**WORK TO DO**.
Copy out each line exactly; pictures stay out of the copy.

• • • • • • •

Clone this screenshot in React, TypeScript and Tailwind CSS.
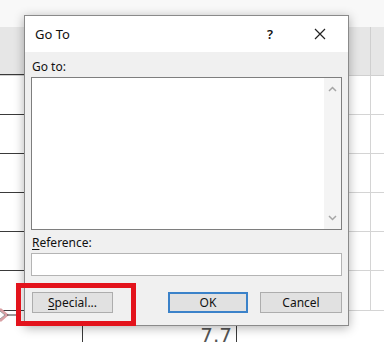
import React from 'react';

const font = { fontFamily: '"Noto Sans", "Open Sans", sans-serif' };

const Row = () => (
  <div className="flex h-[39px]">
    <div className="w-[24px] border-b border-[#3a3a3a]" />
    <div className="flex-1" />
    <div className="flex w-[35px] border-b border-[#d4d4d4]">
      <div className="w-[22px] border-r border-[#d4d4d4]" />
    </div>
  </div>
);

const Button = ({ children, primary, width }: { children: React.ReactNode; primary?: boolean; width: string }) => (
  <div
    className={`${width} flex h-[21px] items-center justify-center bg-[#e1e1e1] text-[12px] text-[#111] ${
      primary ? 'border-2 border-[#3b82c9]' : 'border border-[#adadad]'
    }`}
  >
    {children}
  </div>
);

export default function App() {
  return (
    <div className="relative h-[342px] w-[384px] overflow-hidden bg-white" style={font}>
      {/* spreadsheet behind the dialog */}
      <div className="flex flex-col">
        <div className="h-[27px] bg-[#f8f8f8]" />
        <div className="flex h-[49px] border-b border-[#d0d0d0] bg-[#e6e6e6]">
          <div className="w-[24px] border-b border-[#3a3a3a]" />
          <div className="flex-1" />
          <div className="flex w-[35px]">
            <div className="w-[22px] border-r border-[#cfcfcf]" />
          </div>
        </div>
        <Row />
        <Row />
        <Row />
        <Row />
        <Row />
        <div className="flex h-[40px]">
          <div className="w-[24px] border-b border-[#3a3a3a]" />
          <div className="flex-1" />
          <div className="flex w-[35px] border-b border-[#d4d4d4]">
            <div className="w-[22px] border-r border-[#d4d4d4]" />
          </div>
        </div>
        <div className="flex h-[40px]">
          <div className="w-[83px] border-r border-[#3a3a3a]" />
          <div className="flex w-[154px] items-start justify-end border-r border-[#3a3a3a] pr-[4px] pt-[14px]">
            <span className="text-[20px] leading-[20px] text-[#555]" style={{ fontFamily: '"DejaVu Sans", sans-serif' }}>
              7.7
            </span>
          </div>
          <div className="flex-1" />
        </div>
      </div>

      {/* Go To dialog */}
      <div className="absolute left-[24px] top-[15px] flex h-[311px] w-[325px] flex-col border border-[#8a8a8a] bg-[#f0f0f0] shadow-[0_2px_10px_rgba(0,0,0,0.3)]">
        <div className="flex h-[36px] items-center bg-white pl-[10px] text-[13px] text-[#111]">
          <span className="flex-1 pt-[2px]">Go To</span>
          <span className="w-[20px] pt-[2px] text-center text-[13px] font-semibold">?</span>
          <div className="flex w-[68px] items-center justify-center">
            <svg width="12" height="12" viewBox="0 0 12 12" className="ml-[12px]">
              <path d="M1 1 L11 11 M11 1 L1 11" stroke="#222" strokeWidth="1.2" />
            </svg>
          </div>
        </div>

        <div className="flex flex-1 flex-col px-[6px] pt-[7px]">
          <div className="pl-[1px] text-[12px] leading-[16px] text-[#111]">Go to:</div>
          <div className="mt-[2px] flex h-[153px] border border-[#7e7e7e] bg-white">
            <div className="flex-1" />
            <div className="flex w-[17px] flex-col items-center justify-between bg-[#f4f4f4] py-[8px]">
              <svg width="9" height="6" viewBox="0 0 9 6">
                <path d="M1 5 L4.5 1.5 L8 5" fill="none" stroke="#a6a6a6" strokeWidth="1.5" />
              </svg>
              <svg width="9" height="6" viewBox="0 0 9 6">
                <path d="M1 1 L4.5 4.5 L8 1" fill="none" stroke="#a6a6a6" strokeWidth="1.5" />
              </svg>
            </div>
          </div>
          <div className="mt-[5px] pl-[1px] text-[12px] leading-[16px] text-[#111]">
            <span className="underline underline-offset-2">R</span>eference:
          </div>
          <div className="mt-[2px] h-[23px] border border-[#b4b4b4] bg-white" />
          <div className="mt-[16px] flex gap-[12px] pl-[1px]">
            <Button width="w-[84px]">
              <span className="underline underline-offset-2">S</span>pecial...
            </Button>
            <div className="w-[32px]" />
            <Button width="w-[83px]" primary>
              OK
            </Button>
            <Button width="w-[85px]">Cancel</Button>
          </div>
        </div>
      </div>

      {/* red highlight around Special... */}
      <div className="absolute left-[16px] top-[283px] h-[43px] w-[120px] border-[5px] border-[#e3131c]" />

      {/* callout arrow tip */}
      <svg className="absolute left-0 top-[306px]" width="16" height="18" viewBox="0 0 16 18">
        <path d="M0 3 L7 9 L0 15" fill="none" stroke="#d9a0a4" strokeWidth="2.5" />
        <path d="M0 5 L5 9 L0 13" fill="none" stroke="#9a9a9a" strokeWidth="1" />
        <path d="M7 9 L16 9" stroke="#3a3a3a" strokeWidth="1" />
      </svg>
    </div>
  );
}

• • • • • • •

**RESPONSE TO THE EXERCISE**.
Clone this screenshot in React, TypeScript and Tailwind CSS.
import React from 'react';

const font = { fontFamily: '"Noto Sans", "Open Sans", sans-serif' };

const Row = () => (
  <div className="flex h-[39px]">
    <div className="w-[24px] border-b border-[#3a3a3a]" />
    <div className="flex-1" />
    <div className="flex w-[35px] border-b border-[#d4d4d4]">
      <div className="w-[22px] border-r border-[#d4d4d4]" />
    </div>
  </div>
);

const Button = ({ children, primary, width }: { children: React.ReactNode; primary?: boolean; width: string }) => (
  <div
    className={`${width} flex h-[21px] items-center justify-center bg-[#e1e1e1] text-[12px] text-[#111] ${
      primary ? 'border-2 border-[#3b82c9]' : 'border border-[#adadad]'
    }`}
  >
    {children}
  </div>
);

export default function App() {
  return (
    <div className="relative h-[342px] w-[384px] overflow-hidden bg-white" style={font}>
      {/* spreadsheet behind the dialog */}
      <div className="flex flex-col">
        <div className="h-[27px] bg-[#f8f8f8]" />
        <div className="flex h-[49px] border-b border-[#d0d0d0] bg-[#e6e6e6]">
          <div className="w-[24px] border-b border-[#3a3a3a]" />
          <div className="flex-1" />
          <div className="flex w-[35px]">
            <div className="w-[22px] border-r border-[#cfcfcf]" />
          </div>
        </div>
        <Row />
        <Row />
        <Row />
        <Row />
        <Row />
        <div className="flex h-[40px]">
          <div className="w-[24px] border-b border-[#3a3a3a]" />
          <div className="flex-1" />
          <div className="flex w-[35px] border-b border-[#d4d4d4]">
            <div className="w-[22px] border-r border-[#d4d4d4]" />
          </div>
        </div>
        <div className="flex h-[40px]">
          <div className="w-[83px] border-r border-[#3a3a3a]" />
          <div className="flex w-[154px] items-start justify-end border-r border-[#3a3a3a] pr-[4px] pt-[14px]">
            <span className="text-[20px] leading-[20px] text-[#555]" style={{ fontFamily: '"DejaVu Sans", sans-serif' }}>
              7.7
            </span>
          </div>
          <div className="flex-1" />
        </div>
      </div>

      {/* Go To dialog */}
      <div className="absolute left-[24px] top-[15px] flex h-[311px] w-[325px] flex-col border border-[#8a8a8a] bg-[#f0f0f0] shadow-[0_2px_10px_rgba(0,0,0,0.3)]">
        <div className="flex h-[36px] items-center bg-white pl-[10px] text-[13px] text-[#111]">
          <span className="flex-1 pt-[2px]">Go To</span>
          <span className="w-[20px] pt-[2px] text-center text-[13px] font-semibold">?</span>
          <div className="flex w-[68px] items-center justify-center">
            <svg width="12" height="12" viewBox="0 0 12 12" className="ml-[12px]">
              <path d="M1 1 L11 11 M11 1 L1 11" stroke="#222" strokeWidth="1.2" />
            </svg>
          </div>
        </div>

        <div className="flex flex-1 flex-col px-[6px] pt-[7px]">
          <div className="pl-[1px] text-[12px] leading-[16px] text-[#111]">Go to:</div>
          <div className="mt-[2px] flex h-[153px] border border-[#7e7e7e] bg-white">
            <div className="flex-1" />
            <div className="flex w-[17px] flex-col items-center justify-between bg-[#f4f4f4] py-[8px]">
              <svg width="9" height="6" viewBox="0 0 9 6">
                <path d="M1 5 L4.5 1.5 L8 5" fill="none" stroke="#a6a6a6" strokeWidth="1.5" />
              </svg>
              <svg width="9" height="6" viewBox="0 0 9 6">
                <path d="M1 1 L4.5 4.5 L8 1" fill="none" stroke="#a6a6a6" strokeWidth="1.5" />
              </svg>
            </div>
          </div>
          <div className="mt-[5px] pl-[1px] text-[12px] leading-[16px] text-[#111]">
            <span className="underline underline-offset-2">R</span>eference:
          </div>
          <div className="mt-[2px] h-[23px] border border-[#b4b4b4] bg-white" />
          <div className="mt-[16px] flex gap-[12px] pl-[1px]">
            <Button width="w-[84px]">
              <span className="underline underline-offset-2">S</span>pecial...
            </Button>
            <div className="w-[32px]" />
            <Button width="w-[83px]" primary>
              OK
            </Button>
            <Button width="w-[85px]">Cancel</Button>
          </div>
        </div>
      </div>

      {/* red highlight around Special... */}
      <div className="absolute left-[16px] top-[283px] h-[43px] w-[120px] border-[5px] border-[#e3131c]" />

      {/* callout arrow tip */}
      <svg className="absolute left-0 top-[306px]" width="16" height="18" viewBox="0 0 16 18">
        <path d="M0 3 L7 9 L0 15" fill="none" stroke="#d9a0a4" strokeWidth="2.5" />
        <path d="M0 5 L5 9 L0 13" fill="none" stroke="#9a9a9a" strokeWidth="1" />
        <path d="M7 9 L16 9" stroke="#3a3a3a" strokeWidth="1" />
      </svg>
    </div>
  );
}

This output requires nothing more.